Task brief
List each line of the data that holds the word "styles".

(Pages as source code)

■ ■ ■

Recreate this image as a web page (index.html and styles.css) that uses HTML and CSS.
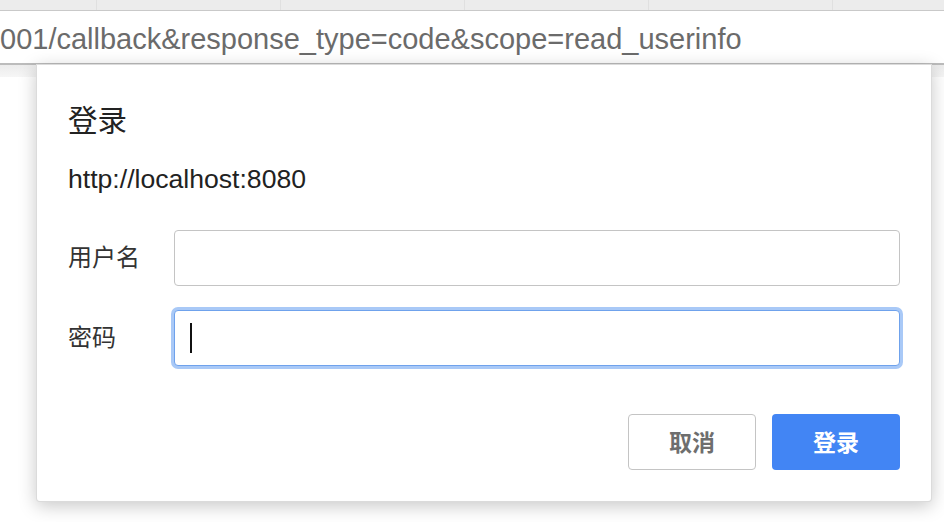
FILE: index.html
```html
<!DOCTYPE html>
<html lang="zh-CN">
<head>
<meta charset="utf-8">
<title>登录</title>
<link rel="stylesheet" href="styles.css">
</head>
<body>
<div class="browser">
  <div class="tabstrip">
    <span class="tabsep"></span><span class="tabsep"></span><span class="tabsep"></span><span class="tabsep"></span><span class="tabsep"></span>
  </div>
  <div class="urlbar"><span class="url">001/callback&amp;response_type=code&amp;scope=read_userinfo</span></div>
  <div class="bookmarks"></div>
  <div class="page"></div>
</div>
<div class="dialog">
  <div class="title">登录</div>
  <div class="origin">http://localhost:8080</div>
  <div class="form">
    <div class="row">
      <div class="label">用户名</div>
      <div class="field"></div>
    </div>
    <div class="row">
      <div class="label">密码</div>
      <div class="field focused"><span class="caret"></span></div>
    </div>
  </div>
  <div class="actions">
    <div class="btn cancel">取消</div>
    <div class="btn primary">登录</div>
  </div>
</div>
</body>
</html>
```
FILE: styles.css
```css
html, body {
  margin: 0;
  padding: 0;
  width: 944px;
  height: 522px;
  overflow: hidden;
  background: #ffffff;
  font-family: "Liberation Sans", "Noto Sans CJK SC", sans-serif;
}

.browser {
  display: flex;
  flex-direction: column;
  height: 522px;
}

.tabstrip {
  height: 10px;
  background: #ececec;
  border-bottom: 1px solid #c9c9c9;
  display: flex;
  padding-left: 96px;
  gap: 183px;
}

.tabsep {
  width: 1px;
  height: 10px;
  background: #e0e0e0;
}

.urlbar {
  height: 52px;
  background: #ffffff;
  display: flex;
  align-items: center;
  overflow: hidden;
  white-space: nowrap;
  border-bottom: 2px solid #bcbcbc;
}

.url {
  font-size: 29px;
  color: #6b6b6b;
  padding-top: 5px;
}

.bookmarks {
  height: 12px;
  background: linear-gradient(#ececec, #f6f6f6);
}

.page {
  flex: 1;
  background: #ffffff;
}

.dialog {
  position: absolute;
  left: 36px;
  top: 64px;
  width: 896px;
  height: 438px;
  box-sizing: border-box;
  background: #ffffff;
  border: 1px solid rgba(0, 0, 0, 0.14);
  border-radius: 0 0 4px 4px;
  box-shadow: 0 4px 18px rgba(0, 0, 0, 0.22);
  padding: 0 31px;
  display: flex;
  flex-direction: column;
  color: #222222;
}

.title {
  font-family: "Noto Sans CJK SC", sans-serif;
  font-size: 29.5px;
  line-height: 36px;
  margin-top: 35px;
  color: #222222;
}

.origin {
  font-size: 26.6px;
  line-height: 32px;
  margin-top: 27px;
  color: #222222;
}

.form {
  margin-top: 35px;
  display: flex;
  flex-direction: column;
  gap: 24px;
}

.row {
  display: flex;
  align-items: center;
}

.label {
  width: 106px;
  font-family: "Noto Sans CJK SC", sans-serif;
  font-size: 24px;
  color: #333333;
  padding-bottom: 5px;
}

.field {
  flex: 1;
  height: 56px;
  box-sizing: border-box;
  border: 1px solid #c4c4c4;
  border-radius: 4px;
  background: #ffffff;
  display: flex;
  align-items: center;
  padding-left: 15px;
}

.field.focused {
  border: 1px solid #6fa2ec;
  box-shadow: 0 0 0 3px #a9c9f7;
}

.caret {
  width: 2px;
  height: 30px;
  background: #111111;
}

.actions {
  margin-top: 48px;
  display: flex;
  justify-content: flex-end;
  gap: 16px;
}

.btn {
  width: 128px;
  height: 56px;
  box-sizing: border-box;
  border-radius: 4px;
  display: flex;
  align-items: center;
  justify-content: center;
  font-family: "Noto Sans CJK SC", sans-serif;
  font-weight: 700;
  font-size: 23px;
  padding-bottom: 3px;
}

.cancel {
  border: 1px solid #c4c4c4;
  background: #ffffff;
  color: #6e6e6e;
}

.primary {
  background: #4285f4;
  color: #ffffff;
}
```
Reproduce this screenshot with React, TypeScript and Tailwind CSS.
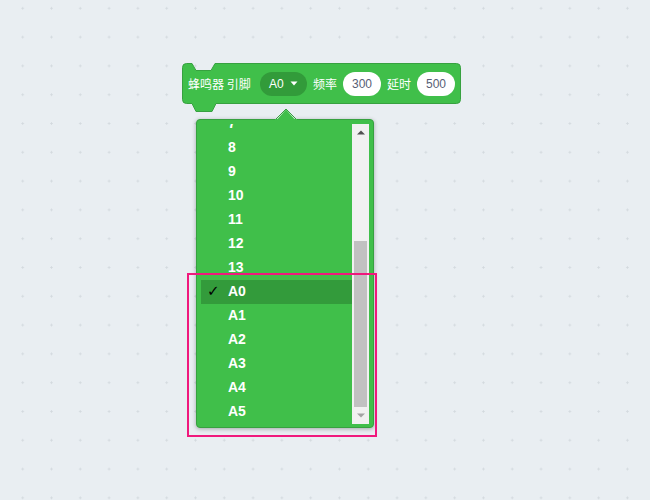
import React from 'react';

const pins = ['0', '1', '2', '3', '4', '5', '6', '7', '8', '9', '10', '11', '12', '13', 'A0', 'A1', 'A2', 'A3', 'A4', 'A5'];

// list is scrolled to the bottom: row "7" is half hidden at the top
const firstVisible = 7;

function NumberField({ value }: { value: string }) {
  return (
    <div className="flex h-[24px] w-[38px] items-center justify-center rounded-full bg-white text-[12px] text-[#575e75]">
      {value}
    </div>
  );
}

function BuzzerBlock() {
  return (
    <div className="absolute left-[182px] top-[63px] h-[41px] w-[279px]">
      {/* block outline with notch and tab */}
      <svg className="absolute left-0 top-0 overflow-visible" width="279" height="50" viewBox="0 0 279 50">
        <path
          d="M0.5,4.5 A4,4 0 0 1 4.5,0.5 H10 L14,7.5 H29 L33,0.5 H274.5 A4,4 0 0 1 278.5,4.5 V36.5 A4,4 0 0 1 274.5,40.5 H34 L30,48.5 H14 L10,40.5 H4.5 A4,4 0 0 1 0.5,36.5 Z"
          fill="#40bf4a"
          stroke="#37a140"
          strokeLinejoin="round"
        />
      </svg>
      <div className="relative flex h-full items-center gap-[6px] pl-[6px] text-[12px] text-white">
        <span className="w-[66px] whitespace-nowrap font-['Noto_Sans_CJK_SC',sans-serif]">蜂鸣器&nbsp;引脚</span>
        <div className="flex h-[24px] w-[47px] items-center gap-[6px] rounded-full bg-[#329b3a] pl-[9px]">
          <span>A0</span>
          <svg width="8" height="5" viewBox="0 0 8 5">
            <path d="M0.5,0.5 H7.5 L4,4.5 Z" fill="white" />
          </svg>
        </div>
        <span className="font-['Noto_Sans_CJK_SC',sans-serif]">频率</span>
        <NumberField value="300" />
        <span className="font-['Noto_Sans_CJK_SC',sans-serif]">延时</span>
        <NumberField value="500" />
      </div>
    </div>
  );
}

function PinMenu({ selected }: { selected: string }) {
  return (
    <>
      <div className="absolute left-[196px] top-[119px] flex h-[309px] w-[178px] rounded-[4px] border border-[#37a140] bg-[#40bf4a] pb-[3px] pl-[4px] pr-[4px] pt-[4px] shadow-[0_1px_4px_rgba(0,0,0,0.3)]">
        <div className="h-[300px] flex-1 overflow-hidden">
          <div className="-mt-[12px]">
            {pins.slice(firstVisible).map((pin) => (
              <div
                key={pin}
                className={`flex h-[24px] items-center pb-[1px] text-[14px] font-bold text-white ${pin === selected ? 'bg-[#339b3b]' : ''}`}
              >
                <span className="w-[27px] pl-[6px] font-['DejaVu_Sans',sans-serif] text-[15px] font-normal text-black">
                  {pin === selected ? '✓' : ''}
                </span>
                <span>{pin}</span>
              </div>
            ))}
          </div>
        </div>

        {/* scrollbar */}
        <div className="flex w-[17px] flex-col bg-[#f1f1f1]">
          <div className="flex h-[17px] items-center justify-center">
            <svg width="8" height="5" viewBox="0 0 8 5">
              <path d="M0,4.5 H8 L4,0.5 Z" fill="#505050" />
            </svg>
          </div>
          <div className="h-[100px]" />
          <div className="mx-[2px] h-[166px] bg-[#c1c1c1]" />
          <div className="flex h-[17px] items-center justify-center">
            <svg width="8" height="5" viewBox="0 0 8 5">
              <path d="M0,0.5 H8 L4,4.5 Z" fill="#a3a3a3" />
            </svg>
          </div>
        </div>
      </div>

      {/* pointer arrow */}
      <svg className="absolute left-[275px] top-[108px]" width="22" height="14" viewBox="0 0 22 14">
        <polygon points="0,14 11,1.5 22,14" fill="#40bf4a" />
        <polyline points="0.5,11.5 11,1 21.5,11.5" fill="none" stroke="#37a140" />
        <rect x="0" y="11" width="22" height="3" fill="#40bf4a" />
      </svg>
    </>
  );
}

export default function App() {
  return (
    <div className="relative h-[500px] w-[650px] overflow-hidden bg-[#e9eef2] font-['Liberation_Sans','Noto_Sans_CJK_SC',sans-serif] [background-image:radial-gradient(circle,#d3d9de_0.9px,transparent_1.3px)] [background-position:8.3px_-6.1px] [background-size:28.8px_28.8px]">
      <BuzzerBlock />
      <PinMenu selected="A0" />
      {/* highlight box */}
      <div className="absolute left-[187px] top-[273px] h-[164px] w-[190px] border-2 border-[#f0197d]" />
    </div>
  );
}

■ ■ ■

Reply to the task
Recreate this image as a web page (index.html and styles.css) that uses HTML and CSS.
<link rel="stylesheet" href="styles.css">
FILE: styles.css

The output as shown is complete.